Lawyer Edward Fontaine Nicolds moved to Texas in 1888 and needed to be admitted to practice there. At that time, there was no formal bar exam. Instead, each aspirant had to interview with the Texas Supreme Court.

"[T]hey asked him only four questions: Had he studied Blackstone? Did he read the Bible? Did he know his Shakespeare? And could he play poker?

"The first three questions were easy to understand. Blackstone's Commentaries was the basic reference book for lawyers everywhere.... The Bible and Shakespeare, of course, were essential to understanding human nature.... But the poker question made him nervous.

"Still he had to answer honestly. The lawyer reluctantly admitted that he was a more-than-occasional seven-card stud player. ... To his relief, however, they admitted him to practice on the spot.

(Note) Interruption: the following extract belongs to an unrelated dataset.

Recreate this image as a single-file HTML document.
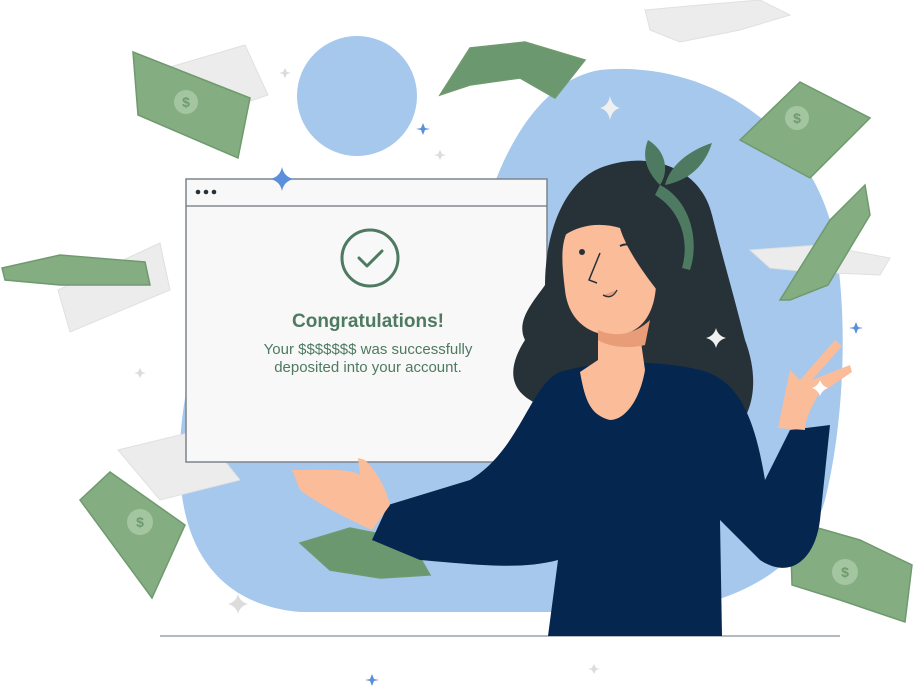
<!DOCTYPE html>
<html><head><meta charset="utf-8"><style>
html,body{margin:0;padding:0;background:#fff;width:913px;height:687px;overflow:hidden}
svg{display:block}
text{font-family:"Liberation Sans",sans-serif}
</style></head><body>
<svg width="913" height="687" viewBox="0 0 913 687" xmlns="http://www.w3.org/2000/svg">
<path d="M600 70 C700 60 800 120 830 220 C850 300 845 420 825 500 C805 570 730 610 640 612 L300 612 C220 605 182 550 180 470 C178 420 190 330 230 300 L480 230 C500 150 540 80 600 70 Z" fill="#a6c8ec"/>
<circle cx="357" cy="96" r="60" fill="#a6c8ec"/>
<line x1="160" y1="636" x2="840" y2="636" stroke="#9aa3ab" stroke-width="1.5"/>
<g fill="#ececec" stroke="#e0e0e0">
<path d="M645 10 L700 5 L760 0 L790 15 L740 30 L680 42 L650 30 Z"/>
<path d="M160 70 L245 45 L268 95 L180 125 Z"/>
<path d="M58 290 L160 243 L170 290 L70 332 Z"/>
<path d="M750 250 L820 245 L890 258 L880 275 L810 272 L770 268 Z"/>
<path d="M118 450 L200 430 L240 480 L160 500 Z"/>
</g>
<g fill="#84ad82" stroke="#6f9a6e" stroke-width="1.5">
<path d="M133 52 L250 98 L238 158 L138 115 Z"/>
<path d="M440 95 L470 48 L525 42 L585 60 L555 98 L520 78 L470 85 Z" fill="#6c9870"/>
<path d="M740 140 L800 82 L870 118 L810 178 Z"/>
<path d="M780 300 L830 220 L865 185 L870 215 L828 285 L790 300 Z"/>
<path d="M2 268 L60 255 L145 262 L150 285 L60 285 L5 280 Z"/>
<path d="M80 500 L110 472 L185 525 L152 598 Z"/>
<path d="M300 543 L350 528 L410 540 L430 575 L380 578 L330 570 Z" fill="#6c9870"/>
<path d="M790 520 L860 540 L912 565 L905 622 L840 600 L792 585 Z"/>
</g>
<g fill="#a3c6a0">
<circle cx="186" cy="102" r="12"/><circle cx="797" cy="118" r="12"/><circle cx="140" cy="522" r="13"/><circle cx="845" cy="572" r="13"/>
</g>
<g fill="#6f9a6e" font-weight="bold" font-size="14" text-anchor="middle">
<text x="186" y="107">$</text><text x="797" y="123">$</text><text x="140" y="527">$</text><text x="845" y="577">$</text>
</g>
<rect x="186" y="179" width="361" height="283" fill="#f8f8f8" stroke="#7d848b" stroke-width="1.5"/>
<line x1="186" y1="206" x2="547" y2="206" stroke="#6e757c" stroke-width="1.2"/>
<g fill="#263238"><circle cx="198" cy="192" r="2.3"/><circle cx="206" cy="192" r="2.3"/><circle cx="214" cy="192" r="2.3"/></g>
<circle cx="370" cy="258" r="28" fill="none" stroke="#4e7a62" stroke-width="3"/>
<path d="M359 258 L367 266 L382 251" fill="none" stroke="#4e7a62" stroke-width="3" stroke-linecap="round" stroke-linejoin="round"/>
<text x="368" y="327" text-anchor="middle" font-size="19" font-weight="bold" fill="#4e7a62">Congratulations!</text>
<text x="368" y="354" text-anchor="middle" font-size="15" fill="#4e7a62">Your $$$$$$$ was successfully</text>
<text x="368" y="372" text-anchor="middle" font-size="15" fill="#4e7a62">deposited into your account.</text>
<path d="M282 167 Q284 177 294 179 Q284 181 282 191 Q280 181 270 179 Q280 177 282 167Z" fill="#5b8fdc"/>
<!-- hair back, wavy -->
<path d="M600 168 C645 150 700 165 712 215 C722 255 735 300 745 340 C760 380 752 410 740 425 C735 440 720 445 700 445 L640 440 C600 430 560 420 530 400 C505 385 512 360 525 340 C515 320 535 300 545 285 C545 240 560 185 600 168Z" fill="#263238"/>
<path d="M560 372 C600 360 660 360 700 370 C740 380 755 420 765 480 L790 430 L830 425 L820 520 C815 560 790 580 760 560 L720 520 L722 636 L548 636 L558 560 C520 570 480 565 420 560 L372 540 L388 505 L470 480 C520 450 530 385 560 372Z" fill="#04264f"/>
<path d="M598 330 L640 335 L645 370 C640 400 625 420 610 420 C590 415 585 400 580 372 L598 360Z" fill="#fbbc9a"/>
<path d="M568 230 C600 205 650 215 655 260 C660 300 650 330 620 335 C590 338 568 320 565 290 C562 265 560 245 568 230Z" fill="#fbbc9a"/>
<path d="M598 330 C620 340 640 330 650 320 L645 345 C625 350 605 345 598 340Z" fill="#e89d78"/>
<path d="M565 235 C580 195 630 180 655 210 C665 240 660 270 665 300 C640 270 625 245 620 228 C600 222 580 225 565 235Z" fill="#263238"/>
<path d="M648 140 C665 150 670 170 660 185 C645 170 642 155 648 140Z" fill="#4e7a62"/>
<path d="M712 143 C705 165 690 180 665 185 C670 165 690 150 712 143Z" fill="#4e7a62"/>
<path d="M660 185 C690 200 700 240 690 270 L682 268 C690 240 680 210 655 195Z" fill="#4e7a62"/>
<circle cx="582" cy="252" r="3" fill="#263238"/>
<path d="M620 246 Q628 242 636 248" fill="none" stroke="#263238" stroke-width="2"/>
<path d="M600 253 L589 280 L597 283" fill="none" stroke="#263238" stroke-width="1.5"/>
<path d="M603 295 Q612 300 617 290" fill="#e89d78" stroke="#263238" stroke-width="1.3"/>
<path d="M292 470 C320 470 350 468 360 475 L358 458 L365 460 C375 470 385 485 390 505 L372 530 C350 520 320 505 300 490 Z" fill="#fbbc9a"/>
<path d="M778 428 L790 370 L800 380 L835 340 L842 346 L812 380 L850 365 L852 372 L818 395 C810 410 805 420 805 430Z" fill="#fbbc9a"/>
<g fill="#f0f0f0">
<path d="M610 96 Q612 106 620 108 Q612 110 610 120 Q608 110 600 108 Q608 106 610 96Z"/>
<path d="M716 328 Q718 336 726 338 Q718 340 716 348 Q714 340 706 338 Q714 336 716 328Z"/>
<path d="M238 594 Q240 602 248 604 Q240 606 238 614 Q236 606 228 604 Q236 602 238 594Z" fill="#dcdcdc"/>
<path d="M820 380 Q822 386 828 388 Q822 390 820 396 Q818 390 812 388 Q818 386 820 380Z" fill="#fff"/>
</g>
<g fill="#5b8fdc">
<path d="M423 123 L425 128 L430 129 L425 130 L423 135 L421 130 L416 129 L421 128Z"/>
<path d="M856 322 L858 327 L863 328 L858 329 L856 334 L854 329 L849 328 L854 327Z"/>
<path d="M372 674 L374 679 L379 680 L374 681 L372 686 L370 681 L365 680 L370 679Z"/>
</g>
<g fill="#dcdcdc">
<path d="M285 68 L287 72 L291 73 L287 74 L285 78 L283 74 L279 73 L283 72Z"/>
<path d="M440 150 L442 154 L446 155 L442 156 L440 160 L438 156 L434 155 L438 154Z"/>
<path d="M594 664 L596 668 L600 669 L596 670 L594 674 L592 670 L588 669 L592 668Z"/>
<path d="M140 368 L142 372 L146 373 L142 374 L140 378 L138 374 L134 373 L138 372Z"/>
</g>
</svg>
</body></html>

"Once he was safely sworn in, the young lawyer got up the nerve to ask the court about the poker question. 'Your Honors...I know why you inquired about Blackstone, Shakespeare, and the Bible, but what on earth does poker have to do with the practice of law?'

"The chief justice looked down from the bench and sternly replied, 'Young man, how else do you expect to make a living during your first three years as a lawyer?'"

(S. Lubet, Lawyers' Poker: 52 Lessons Lawyers Can Learn from Card Players (Oxford: Oxford University Press, 2006), pp. 3-4, 255.)